Fig. 9. Unregulated self-renewal and aberrant osteogenic fates of tumorigenic Fgfr3⁺ endosteal stem cells.

a CFU-F assay of Fgfr3-p53 cHet and Fgfr3-p53 cKO bone marrow cells at P28 (pulsed at P21). Scale bar: 5 mm. n = 4 mice per each group. b Survival curve of individual tdTomato⁺ clones over serial passages among Fgfr3-WT (P23, red), Fgfr3-p53 cKO (P28, blue), and Fgfr3-p53 cKO (P4M, black). n = 36 (Fgfr3-WT P23), n = 35 (Fgfr3-p53 cKO P28), n = 18 (Fgfr3-p53 cKO P4M) clones. Log-rank (Mantel–Cox) test. c Duration to reach Passage 8. n = 5 (Fgfr3-WT P23), n = 29 (Fgfr3-p53 cKO P28), n = 12 (Fgfr3-p53 cKO P4M) clones. Two-tailed, one-way ANOVA followed by Tukey’s multiple comparison test. d, e Comparative bulk RNA-seq analysis of individual tdTomato⁺ clones, Fgfr3-WT (P23, n = 5 clones), Fgfr3-p53 cKO (P28, n = 5 clones) and Fgfr3-p53 cKO (P4M, n = 4 clones) clones. d Principal component analysis (PCA) plot of Fgfr3-WT (P23, light green), Fgfr3-p53 cKO (P28, blue) and Fgfr3-p53 cKO (P4M, light blue) clones. x-axis: PC1, 37.2% variance, y-axis: PC2, 14.2% variance. e Heatmap of representative differentially expressed genes (DEGs) associated with osteoblast differentiation, cell proliferation, and osteosarcomagenesis. Star: statistically significant difference among the three groups. n = 4 (Fgfr3-p53 cKO P4M), n = 5 (Fgfr3-WT P23, Fgfr3-p53 cKO P28) mice. A two-sided t-test, based on a beta-negative binomial distribution, was used to calculate the p values (corrected for multiple testing) with an FDR cutoff of 0.05 to identify DE for the bulk RNA-seq data. f Diagram of intrafemoral transplantation of individual Fgfr3-WT (P23) and Fgfr3-p53 cKO (P28) tdTomato⁺ clones to NSG recipient mice. g 3D-μCT of Fgfr3-WT (P23) and Fgfr3-p53 cKO (P28) transplanted femurs after 8 weeks of transplantation. Scale bar: 500 µm. n = 4 per each group. h Histology of recipient femurs. (Left): Transplantation of Fgfr3-WT (P23) clones after 8 weeks of transplantation. (Left center): Transplantation of Fgfr3-p53 cKO (P28) clones after 4 weeks (left center) and 8 weeks (right center) of transplantation. (Right): Magnified views of highly-trabecularized areas in recipient bone marrow, fluorescent, and H&E staining (right). Scale bar: 500 µm. n = 4 per each group. Data were presented as mean ± s.d. Exact P value is indicated in the figures. Source data are provided as a Source Data file.

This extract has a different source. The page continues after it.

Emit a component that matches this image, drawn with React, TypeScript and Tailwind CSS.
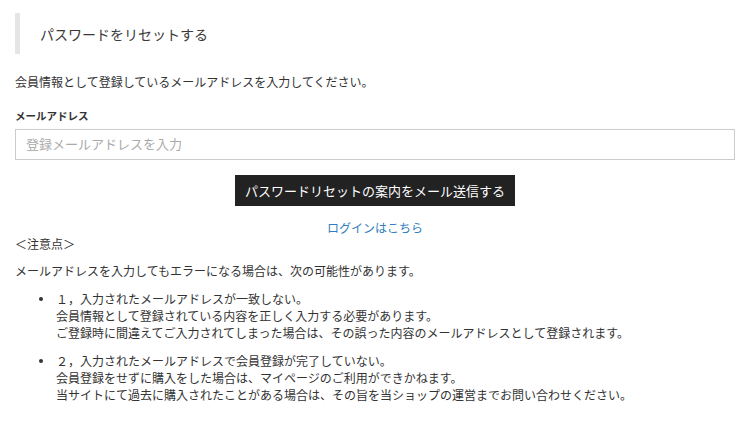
import React from "react";

export default function App() {
  const font = {
    fontFamily: '"Noto Sans CJK JP", "Noto Sans", sans-serif',
  };
  return (
    <div
      className="w-[748px] h-[426px] bg-white text-[#333] pt-[13px] px-[15px] font-['Noto_Sans_CJK_JP',sans-serif]"
      style={font}
    >
      <div className="w-[720px]">
        <h2 className="border-l-[5px] border-[#e5e5e5] h-[41px] flex items-center pl-[20px] text-[14px] font-normal text-[#3a3a3a] leading-none">
          パスワードをリセットする
        </h2>
        <p className="mt-[19px] text-[12px] leading-[18px]">
          会員情報として登録しているメールアドレスを入力してください。
        </p>
        <div className="mt-[17px] text-[10.5px] font-bold leading-[16px]">
          メールアドレス
        </div>
        <input
          type="text"
          placeholder="登録メールアドレスを入力"
          className="mt-[5px] block w-[720px] h-[31px] border border-[#cccccc] pl-[10px] pr-[10px] pb-[3px] text-[13px] placeholder:text-[#aaaaaa] outline-none"
        />
        <div className="mt-[15px] flex justify-center">
          <button className="h-[31px] px-[10px] bg-[#222222] text-white text-[13px] leading-none">
            パスワードリセットの案内をメール送信する
          </button>
        </div>
        <div className="mt-[14px] text-center text-[12px] leading-[16px]">
          <a className="text-[#2f7ec0]" href="#">
            ログインはこちら
          </a>
        </div>
        <div className="text-[12px] leading-[16px]">＜注意点＞</div>
        <p className="mt-[10px] text-[12px] leading-[18px]">
          メールアドレスを入力してもエラーになる場合は、次の可能性があります。
        </p>
        <ul className="mt-[10px] pl-[24px] text-[12px] leading-[17px] flex flex-col gap-[11px]">
          <li className="flex">
            <span className="w-[17px] shrink-0 pt-[7px]">
              <span className="block w-[4px] h-[4px] rounded-full bg-[#333]" />
            </span>
            <div>
              <div>１，入力されたメールアドレスが一致しない。</div>
              <div>会員情報として登録されている内容を正しく入力する必要があります。</div>
              <div>ご登録時に間違えてご入力されてしまった場合は、その誤った内容のメールアドレスとして登録されます。</div>
            </div>
          </li>
          <li className="flex">
            <span className="w-[17px] shrink-0 pt-[7px]">
              <span className="block w-[4px] h-[4px] rounded-full bg-[#333]" />
            </span>
            <div>
              <div>２，入力されたメールアドレスで会員登録が完了していない。</div>
              <div>会員登録をせずに購入をした場合は、マイページのご利用ができかねます。</div>
              <div>当サイトにて過去に購入されたことがある場合は、その旨を当ショップの運営までお問い合わせください。</div>
            </div>
          </li>
        </ul>
      </div>
    </div>
  );
}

Fig. 10. Location and function of Fgfr3-expressing endosteal stem/stromal cells.

Fgfr3-expressing endosteal stem cells with osteoblast-chondrocyte transitional (OCT) identities in young bone marrow dictate active osteogenesis and aggressive tumorigenesis. The ambiguous state with epigenomic priming to differentiated cell types may be one of the unique features of skeletal stem cells that are responsible for producing a wide variety of cells of the skeletal cell lineage in physiological and pathological conditions.